▶ _Data_:
################
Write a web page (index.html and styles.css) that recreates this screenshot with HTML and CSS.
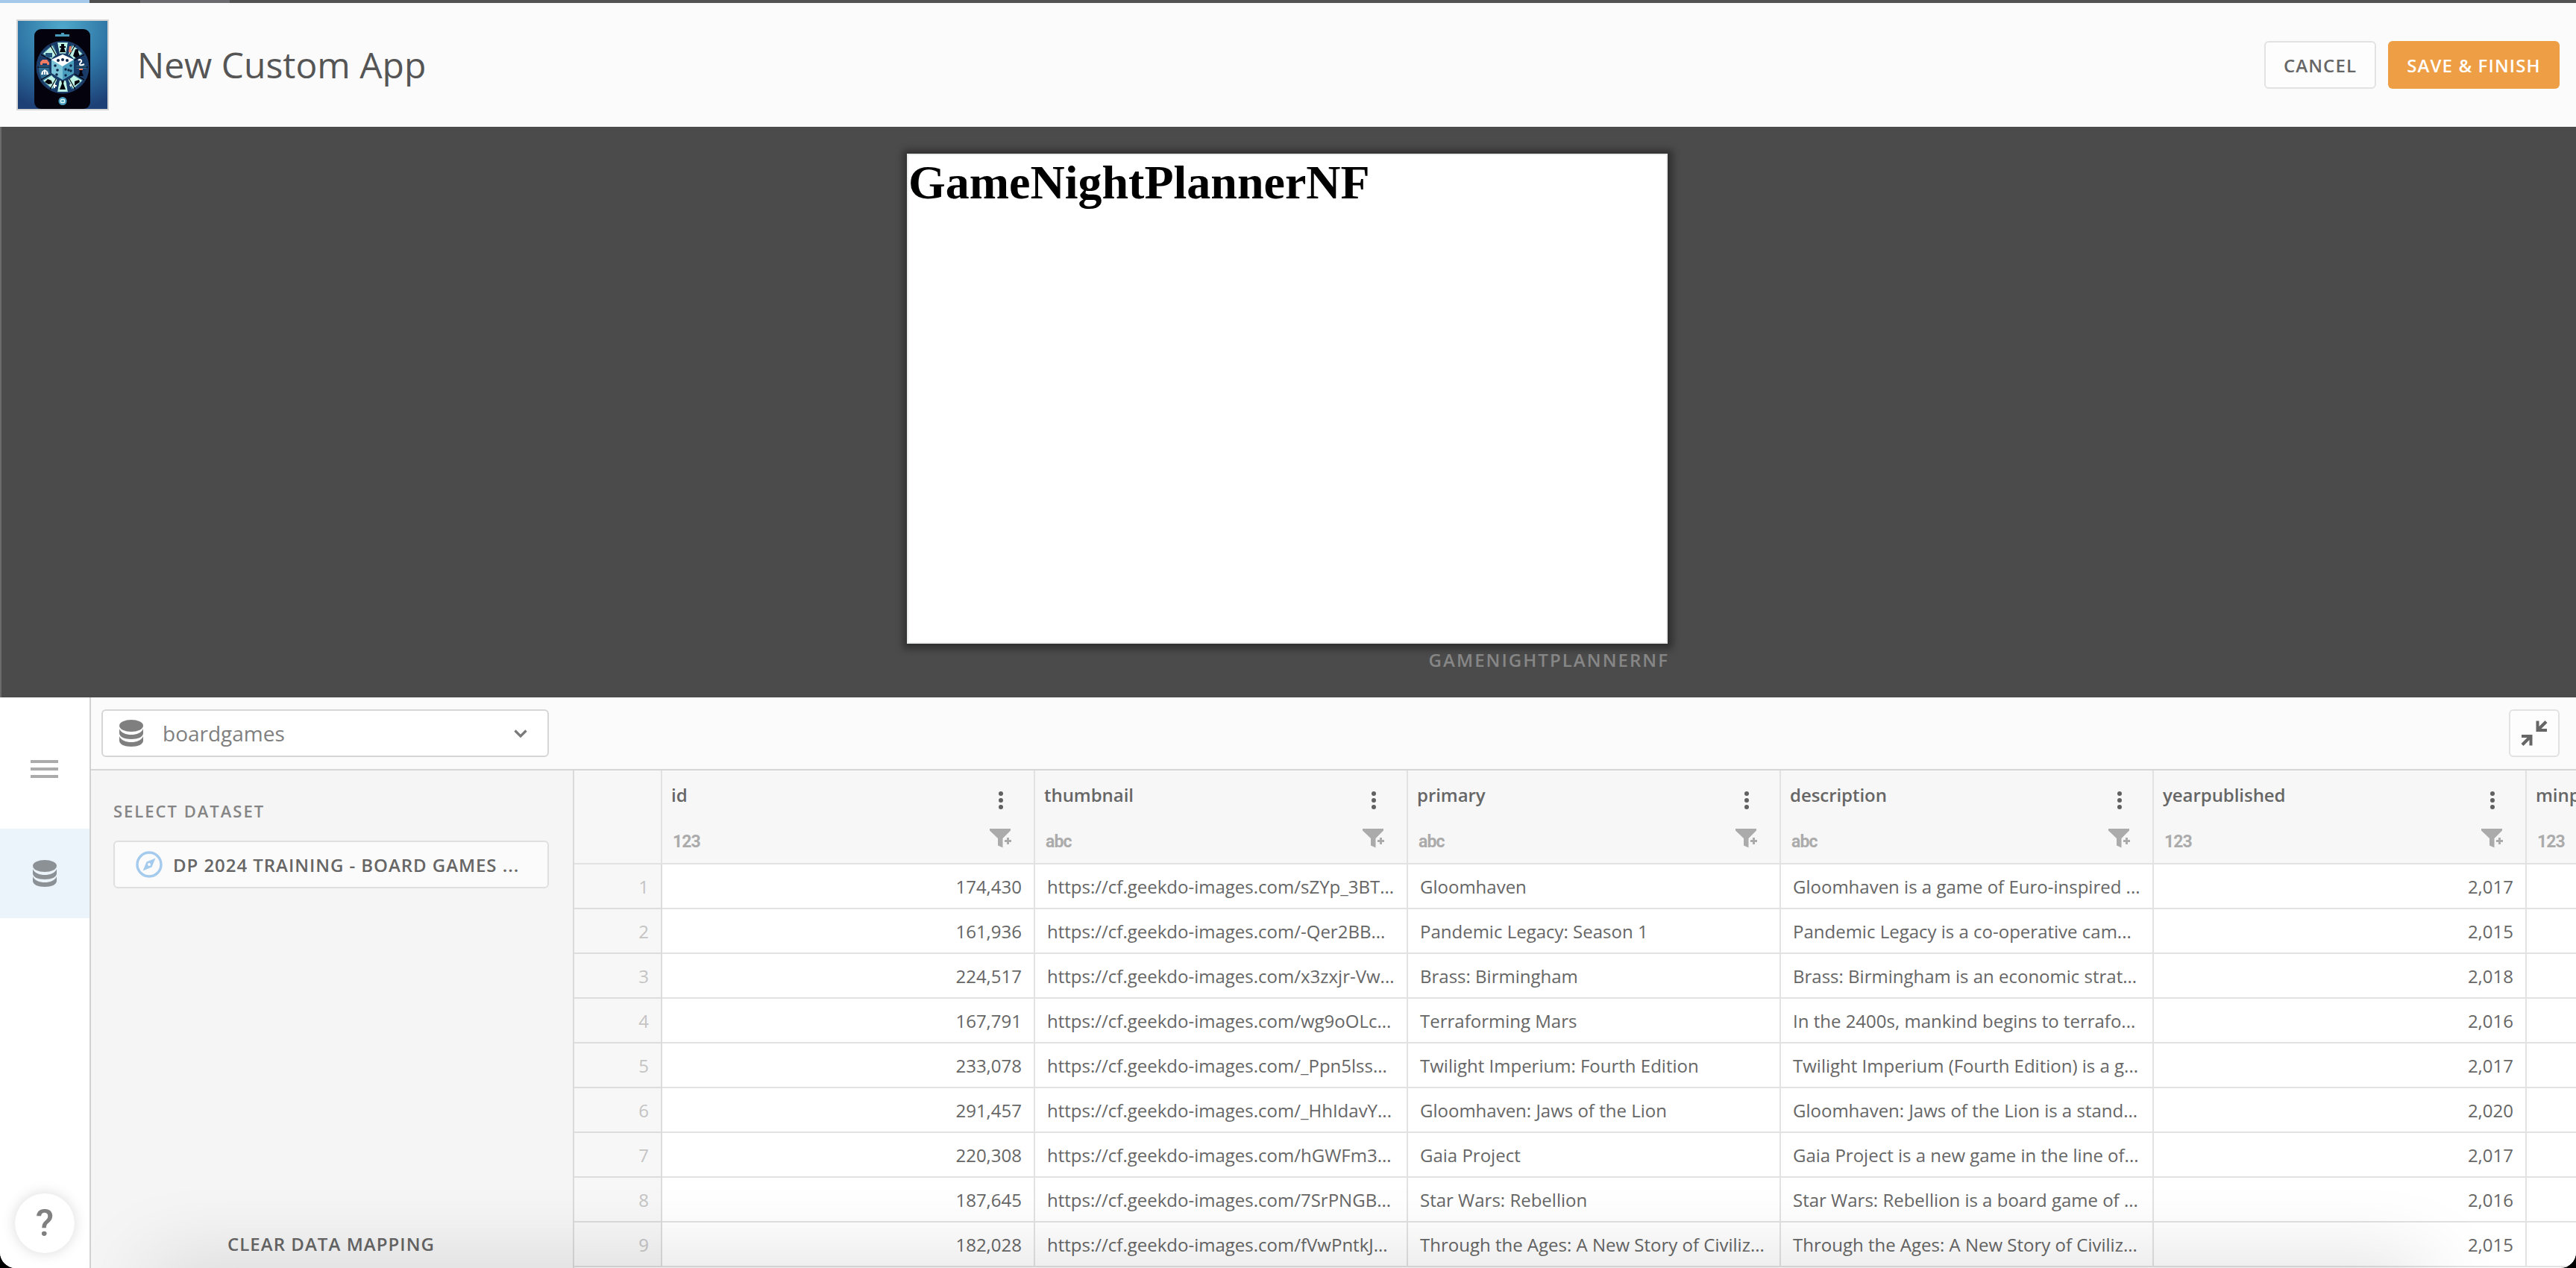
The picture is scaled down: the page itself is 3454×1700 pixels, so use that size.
FILE: index.html
```
<!DOCTYPE html>
<html lang="en">
<head>
<meta charset="utf-8">
<title>New Custom App</title>
<link rel="stylesheet" href="styles.css">
</head>
<body>
<svg class="defs" aria-hidden="true">
  <symbol id="i-db" viewBox="0 0 32 36"><ellipse cx="16" cy="8" rx="16" ry="8"/><path d="M0 12C2 17.5 9 20 16 20S30 17.5 32 12V18C32 23 25 26 16 26S0 23 0 18Z"/><path d="M0 22C2 27.5 9 30 16 30S30 27.5 32 22V28C32 33 25 36 16 36S0 33 0 28Z"/></symbol>
  <symbol id="i-dots" viewBox="0 0 6 24"><circle cx="3" cy="3" r="3"/><circle cx="3" cy="12" r="3"/><circle cx="3" cy="21" r="3"/></symbol>
  <symbol id="i-filter" viewBox="0 0 29 26"><path d="M0 0H28V2.5L17.5 13V25.5L11 22.5V13L0 2.5Z"/><path d="M23 12h3v3h3v3h-3v3h-3v-3h-3v-3h3z"/></symbol>
</svg>
<div class="app">
  <div class="tabstrip"><i class="tab tab-blue"></i><i class="tab tab-gap"></i><i class="tab tab-gray"></i></div>
  <header class="header">
    <svg class="logo" viewBox="0 0 120 118">
      <defs>
        <radialGradient id="sky" cx="50%" cy="8%" r="95%"><stop offset="0" stop-color="#4fa9cb"/><stop offset=".55" stop-color="#2e75a5"/><stop offset="1" stop-color="#1d4076"/></radialGradient>
      </defs>
      <rect width="120" height="118" fill="url(#sky)"/>
      <rect x="22" y="11" width="75" height="107" rx="9" fill="#04030d"/>
      <path d="M50 18h8v-2h4v2h7v3H50z" fill="#4a9cbc"/>
      <circle cx="60" cy="62" r="35.5" fill="#1b3d68"/>
      <circle cx="60" cy="62" r="32" fill="#2f6c91"/>
      <g fill="#bdf3e4">
        <path d="M53 29h14l-3 17h-8z"/><path d="M53 95h14l-3-17h-8z"/>
        <path d="M74 33l12 11-13 8-6-6z"/><path d="M46 33L34 44l13 8 6-6z"/>
        <path d="M74 91l12-11-13-8-6 6z"/><path d="M46 91L34 80l13-8 6 6z"/>
      </g>
      <g fill="#173b66"><path d="M48 31l5-2 3 17-3 1zM72 31l-5-2-3 17 3 1zM48 93l5 2 3-17-3-1zM72 93l-5 2-3-17 3-1z"/><path d="M29 50l4-5 12 7-3 8H28zM91 50l-4-5-12 7 3 8h14zM91 74l-4 5-12-7 3-8h14z"/></g>
      <g stroke="#04030d" stroke-width="1.2"><path d="M26 62h68M43 32l34 60M77 32L43 92M31 45l58 34M89 45L31 79"/></g>
      <g fill="#04030d"><path d="M58 31h4v3h2v2h-2l2 6h-8l2-6h-2v-2h2zM58 80h4l-1 4 3 8h-8l3-8z"/><path d="M77 38h4v4l2 5-5 3-4-3zM76 81l6-2 1 3-7 5zM36 82l4-4 5 2 1 4-5 1zM82 65h5l-1 4 2 5h-7l2-5z"/></g>
      <g fill="#24557c"><path d="M37 43h9v6h-9z"/></g>
      <g fill="#ef7c62"><path d="M30 55l3-3h6l3 4v3h-3v-2h-6v2h-3zM69 34h3l-1 5 1 3h-4zM82 64h5v2h-5z"/></g>
      <g fill="#fff"><path d="M31 72l1-4 4-3 4 3 1 4h-3v-4h-1v4h-2v-4h-1v4zM48 84h2v2h2v2h-2v2h-2zM72 84l-3 2 2 3z"/></g>
      <path d="M81 53c3-3 6 1 3 3-3 4 1 4 5 2" fill="none" stroke="#fff" stroke-width="2"/>
      <circle cx="60" cy="62" r="18.500" fill="#173b66"/>
      <path d="M60 45l15 7v18L60 79l-15-9V52z" fill="#7cc5d8"/>
      <path d="M60 45l15 7-15 9-15-9z" fill="#fff"/>
      <path d="M60 61l15-9v18L60 79z" fill="#4a9cbc"/>
      <g fill="#0b2548"><circle cx="54" cy="53" r="2"/><circle cx="60" cy="52" r="2"/><circle cx="66" cy="53" r="2"/><circle cx="50" cy="60" r="1.800"/><circle cx="53" cy="66" r="1.800"/><circle cx="52" cy="72" r="1.800"/><circle cx="64" cy="65" r="1.700"/><circle cx="68" cy="66" r="1.700"/><circle cx="71" cy="60" r="1.700"/><circle cx="64" cy="73" r="1.700"/><circle cx="71" cy="67" r="1.700"/></g>
      <circle cx="60" cy="107.500" r="5.500" fill="#4a9cbc"/><rect x="57.500" y="105.500" width="5" height="4" rx="1" fill="none" stroke="#e6ffff" stroke-width="1.300"/>
    </svg>
    <h1 class="title">New Custom App</h1>
    <button class="btn btn-plain">CANCEL</button>
    <button class="btn btn-primary">SAVE &amp; FINISH</button>
  </header>
  <section class="stage">
    <div class="preview"><h2>GameNightPlannerNF</h2></div>
    <div class="caption">GAMENIGHTPLANNERNF</div>
  </section>
  <section class="workspace">
    <nav class="rail">
      <div class="rail-item"><svg class="burger" viewBox="0 0 37 24"><path d="M0 0h37v4H0zM0 10h37v4H0zM0 20h37v4H0z"/></svg></div>
      <div class="rail-item active"><svg class="db"><use href="#i-db"/></svg></div>
      <div class="help">?</div>
    </nav>
    <div class="main">
      <div class="toolbar">
        <div class="select"><svg class="db"><use href="#i-db"/></svg><span>boardgames</span><svg class="chevron" viewBox="0 0 18 11"><path d="M1.500 1.500L9 9l7.500-7.500"/></svg></div>
        <button class="collapse"><svg viewBox="0 0 36 36"><path d="M20.500 1.500v14.500h14.500v-4h-7.500l8-8L32.500 1l-8 8V1.500zM15.500 34.500V20H1v4h7.500l-8 8L3.500 35l8-8v7.500z"/></svg></button>
      </div>
      <div class="content">
        <aside class="panel">
          <div class="panel-label">SELECT DATASET</div>
          <button class="dataset"><svg class="compass" viewBox="0 0 36 36"><circle cx="18" cy="18" r="16"/><path d="M26.500 9.500L21.500 21.500L9.500 26.500L14.500 14.500Z"/><circle class="pin" cx="18" cy="18" r="2"/></svg><span>DP 2024 TRAINING - BOARD GAMES ...</span></button>
          <button class="clear">CLEAR DATA MAPPING</button>
        </aside>
        <div class="grid">
          <div class="head"></div>
          <div class="head"><div class="field"><b>id</b><span class="type">123</span></div><div class="tools"><svg class="dots"><use href="#i-dots"/></svg><svg class="filter"><use href="#i-filter"/></svg></div></div>
          <div class="head"><div class="field"><b>thumbnail</b><span class="type">abc</span></div><div class="tools"><svg class="dots"><use href="#i-dots"/></svg><svg class="filter"><use href="#i-filter"/></svg></div></div>
          <div class="head"><div class="field"><b>primary</b><span class="type">abc</span></div><div class="tools"><svg class="dots"><use href="#i-dots"/></svg><svg class="filter"><use href="#i-filter"/></svg></div></div>
          <div class="head"><div class="field"><b>description</b><span class="type">abc</span></div><div class="tools"><svg class="dots"><use href="#i-dots"/></svg><svg class="filter"><use href="#i-filter"/></svg></div></div>
          <div class="head"><div class="field"><b>yearpublished</b><span class="type">123</span></div><div class="tools"><svg class="dots"><use href="#i-dots"/></svg><svg class="filter"><use href="#i-filter"/></svg></div></div>
          <div class="head"><div class="field"><b>minplayers</b><span class="type">123</span></div></div>

          <div class="no">1</div><div class="num">174,430</div><div>https://cf.geekdo-images.com/sZYp_3BT...</div><div>Gloomhaven</div><div>Gloomhaven is a game of Euro-inspired ...</div><div class="num">2,017</div><div></div>
          <div class="no">2</div><div class="num">161,936</div><div>https://cf.geekdo-images.com/-Qer2BB...</div><div>Pandemic Legacy: Season 1</div><div>Pandemic Legacy is a co-operative cam...</div><div class="num">2,015</div><div></div>
          <div class="no">3</div><div class="num">224,517</div><div>https://cf.geekdo-images.com/x3zxjr-Vw...</div><div>Brass: Birmingham</div><div>Brass: Birmingham is an economic strat...</div><div class="num">2,018</div><div></div>
          <div class="no">4</div><div class="num">167,791</div><div>https://cf.geekdo-images.com/wg9oOLc...</div><div>Terraforming Mars</div><div>In the 2400s, mankind begins to terrafo...</div><div class="num">2,016</div><div></div>
          <div class="no">5</div><div class="num">233,078</div><div>https://cf.geekdo-images.com/_Ppn5lss...</div><div>Twilight Imperium: Fourth Edition</div><div>Twilight Imperium (Fourth Edition) is a g...</div><div class="num">2,017</div><div></div>
          <div class="no">6</div><div class="num">291,457</div><div>https://cf.geekdo-images.com/_HhIdavY...</div><div>Gloomhaven: Jaws of the Lion</div><div>Gloomhaven: Jaws of the Lion is a stand...</div><div class="num">2,020</div><div></div>
          <div class="no">7</div><div class="num">220,308</div><div>https://cf.geekdo-images.com/hGWFm3...</div><div>Gaia Project</div><div>Gaia Project is a new game in the line of...</div><div class="num">2,017</div><div></div>
          <div class="no">8</div><div class="num">187,645</div><div>https://cf.geekdo-images.com/7SrPNGB...</div><div>Star Wars: Rebellion</div><div>Star Wars: Rebellion is a board game of ...</div><div class="num">2,016</div><div></div>
          <div class="no">9</div><div class="num">182,028</div><div>https://cf.geekdo-images.com/fVwPntkJ...</div><div>Through the Ages: A New Story of Civiliz...</div><div>Through the Ages: A New Story of Civiliz...</div><div class="num">2,015</div><div></div>
        </div>
      </div>
    </div>
  </section>
  <div class="bottom-shade"></div>
</div>
</body>
</html>
```
FILE: styles.css
```
* { box-sizing: border-box; }
body { margin: 0; background: #000; font-family: "Open Sans", sans-serif; font-size: 24px; color: #666; overflow: hidden; }
button { font: inherit; color: inherit; margin: 0; padding: 0; border: 0; background: none; }
svg { display: block; flex: none; }
.defs { display: none; }
.app { position: relative; height: 1700px; display: flex; flex-direction: column; overflow: hidden; border-radius: 0 0 21px 21px; background: #fff; }

.tabstrip { height: 4px; flex: none; display: flex; background: #535353; }
.tab { width: 120px; }
.tab-blue { background: #a4c9ea; }
.tab-gap { width: 68px; background: #4f4f4f; }
.tab-gray { background: #6c6c70; }

.header { height: 166px; flex: none; display: flex; align-items: center; padding: 0 22px; background: #fbfbfb; }
.logo { width: 124px; height: 122px; border: 2px solid #d5d5d5; }
.title { margin: 0 auto 0 38px; font-size: 48px; font-weight: 400; line-height: 66px; color: #555; }
.btn { height: 64px; border-radius: 6px; font-weight: 600; letter-spacing: 1.1px; }
.btn-plain { width: 150px; border: 2px solid #e2e2e2; background: #fdfdfd; margin-right: 16px; }
.btn-primary { width: 230px; background: #ee9f46; color: #fff; }

.stage { height: 765px; flex: none; padding: 36px 1218px 0 1214px; background: #4b4b4b; border-left: 2px solid #6a6a6a; }
.preview { height: 657px; border: 2px solid #eceeee; background: #fff; box-shadow: 1px 1px 9px 6px rgba(0,0,0,.36); }
.preview h2 { margin: 0; font: 700 64px/74px "Liberation Serif", serif; color: #000; }
.caption { margin: 2px -2px 0 0; line-height: 40px; text-align: right; font-weight: 600; letter-spacing: 2.05px; color: #868686; }

.workspace { flex: 1; min-height: 0; display: flex; }
.rail { width: 120px; flex: none; display: flex; flex-direction: column; align-items: center; padding: 36px 0 20px; background: #fff; }
.rail-item { width: 120px; height: 120px; display: flex; align-items: center; justify-content: center; }
.rail-item + .rail-item { margin-top: 20px; }
.active { background: #ebf3fb; }
.burger { width: 37px; height: 24px; margin-right: 1px; fill: #ababab; }
.db { width: 32px; height: 36px; fill: #7f7f7f; }
.active .db { fill: #8c9195; }
.help { width: 80px; height: 80px; margin-top: auto; border-radius: 50%; background: #fff; box-shadow: 0 0 18px rgba(0,0,0,.15); font: 500 50px/81px Roboto, sans-serif; text-align: center; color: #808080; }

.main { flex: 1; min-width: 0; display: flex; flex-direction: column; border-left: 2px solid #d2d2d2; }
.toolbar { height: 98px; flex: none; display: flex; justify-content: space-between; padding: 16px 22px 0 14px; background: #fbfbfb; border-bottom: 2px solid #d6d6d6; }
.select { width: 600px; height: 64px; display: flex; align-items: center; border: 2px solid #d6d6d6; border-radius: 6px; padding: 0 27px 0 22px; background: #fff; font-size: 28px; color: #808080; }
.select span { margin: 0 auto 0 26px; }
.chevron { width: 18px; height: 11px; fill: none; stroke: #7a7a7a; stroke-width: 3.2; }
.collapse { width: 68px; height: 64px; display: flex; align-items: center; justify-content: center; border: 2px solid #e2e2e2; border-radius: 6px; background: #fdfdfd; }
.collapse svg { width: 36px; height: 36px; fill: #666; }

.content { flex: 1; min-height: 0; display: flex; }
.panel { width: 648px; flex: none; display: flex; flex-direction: column; padding: 39px 32px 15px 30px; background: #f5f5f5; border-right: 2px solid #dadada; }
.panel-label { font-size: 22px; line-height: 30px; font-weight: 600; letter-spacing: 2px; color: #858585; }
.dataset { height: 64px; margin-top: 25px; display: flex; align-items: center; padding-left: 28px; border: 2px solid #dfdfdf; border-radius: 6px; background: #fbfbfb; font-weight: 600; letter-spacing: .95px; white-space: nowrap; }
.compass { width: 36px; height: 36px; margin-right: 14px; fill: #a4cbee; }
.compass circle { fill: none; stroke: #a4cbee; stroke-width: 3.4; }
.compass .pin { fill: #fbfbfb; stroke: none; }
.clear { margin-top: auto; line-height: 34px; font-weight: 600; letter-spacing: 1.05px; }

.grid { flex: 1; min-width: 0; overflow: hidden; display: grid; grid-template-columns: 118px repeat(6, 500px); grid-template-rows: 126px; grid-auto-rows: 60px; white-space: nowrap; }
.grid > div { border: solid #e2e2e2; border-width: 0 2px 2px 0; padding: 0 16px; line-height: 59px; background: #fff; }
.grid > .no { background: #f7f7f7; border-color: #dcdcdc; text-align: right; color: #c4c4c4; }
.grid > .num { text-align: right; }
.grid > .head { display: flex; justify-content: space-between; padding: 16px 30px 0 12px; background: #f7f7f7; line-height: 33px; }
.field { display: flex; flex-direction: column; }
.field b { font-weight: 600; letter-spacing: -.05px; }
.type { margin: 35px 0 0 2px; font: 700 23px/24px Roboto, sans-serif; letter-spacing: -.9px; color: #ababab; }
.tools { width: 30px; padding-top: 12px; }
.dots { width: 6px; height: 24px; margin-left: 13px; fill: #616161; }
.filter { width: 29px; height: 26px; margin: 26px 0 0 1px; fill: #ababab; }

.bottom-shade { position: absolute; left: 200px; right: 200px; bottom: -60px; height: 60px; box-shadow: 0 0 110px rgba(0,0,0,.18); pointer-events: none; }
```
################
▶ _Exercise goal_:
Every line containing the string "index" must be listed.

▶ _Solved problem_:
Write a web page (index.html and styles.css) that recreates this screenshot with HTML and CSS.
FILE: index.html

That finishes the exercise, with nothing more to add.